私が思うに、「行ける!」「行こう!」と思える日など来ない。
休んだ年月が長ければ長いほど、教室に戻ることは死ぬほど怖い。
本当に“死ぬほど”だ。

中学三年の新学期の前日、私は人生で最も“死にたい”と強く感じた夜を過ごした。

そして、当日。当日になったって、「もう行くしかない!」なんていう気にはなれなかった。不謹慎で、言葉にするべきでないけれど、「事故に巻き込まれれば学校に行かなくて済むのに」と思いながらバス停に向かった。

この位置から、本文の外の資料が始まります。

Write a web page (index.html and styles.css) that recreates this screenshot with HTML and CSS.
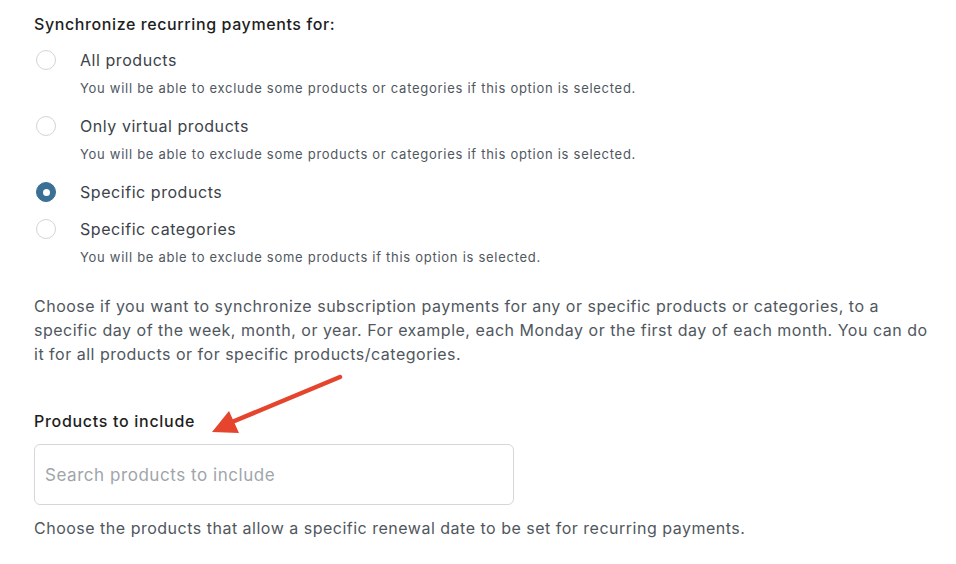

バス停では前日に一緒に登校しようと誘ってくれた友人が待っていてくれた。私は友人を前にした瞬間、本当に泣きそうになった。私が「今の学校」に戻った理由の全てがここにあるのだと、その時初めて気が付いた。

バスに乗ると、二年ぶりに見る同級生の姿をちらほら見つけ、心臓がうるさく、脳の脈までもドクンドクンと響き渡っているような感覚に陥った。

私の姿を見ると、自意識過剰かもしれないが、目を見開き、
「○○じゃない?」と隣の子に小声で合図を送っていた。

バスを降り、教室に向かう。
沢山の同級生の目が自分に向いていて、「やっぱ○○だよ」「めっちゃ久々見た」という声が聞こえてくる。
こんな時だけ、五感が冴えわたる。

新学期はクラス替えがあるため、クラスメイトの表を見ると、仲良しの友人何名かと同じクラスであった。学校側や先生方の配慮には本当に頭が上がらない。

そして席に着くと、何人かに「○○!久しぶり!会いたかったよ~」とか「嬉しい」と声をかけてもらった。ホッとする気持ちと、やはり好奇の目で見てくる同級生の存在が怖すぎて、一刻も早く帰りたいと思った。

「早く終われ、早く終わってくれ」と変な汗をかきながら、帰りのホームルームを終えた。友人とバス停に向かい、家に帰宅する。

家の扉を開けた時の母の顔が今でも忘れられない。
私よりも泣きそうな顔をして母は迎え入れてくれた。
私は思いっきり泣いた。本当に疲れて、そのまま消えてしまうのではないかと思うほどきつかった。

学校で何かされたわけでもない、友人も何人かいるし、二年前と変わらずに話しかけてくれた子もいた。たった数名、「誰あいつ」という目で見てくる子や私を見るなり耳打ちする子がいただけだ。
そりゃあ、耳打ちもするだろう。
別にいじめられていたわけでも、友だちがいなかったわけでも、上手くいってなかったわけでもない同級生が、突然学校に来なくなり、二年ぶりに突然登校してきたのだから。
私の学校は小中高一貫の女子高ということもあり、とにかくコミュニティが閉鎖的だった。「変化」に大変敏感な空間だった。だからこそ、私はその「私が戻ってきた」という変化を嫌う同級生の存在が怖くてたまらなかった。

次の日から、私にとって"本当の意味で”闘いの日々が始まった。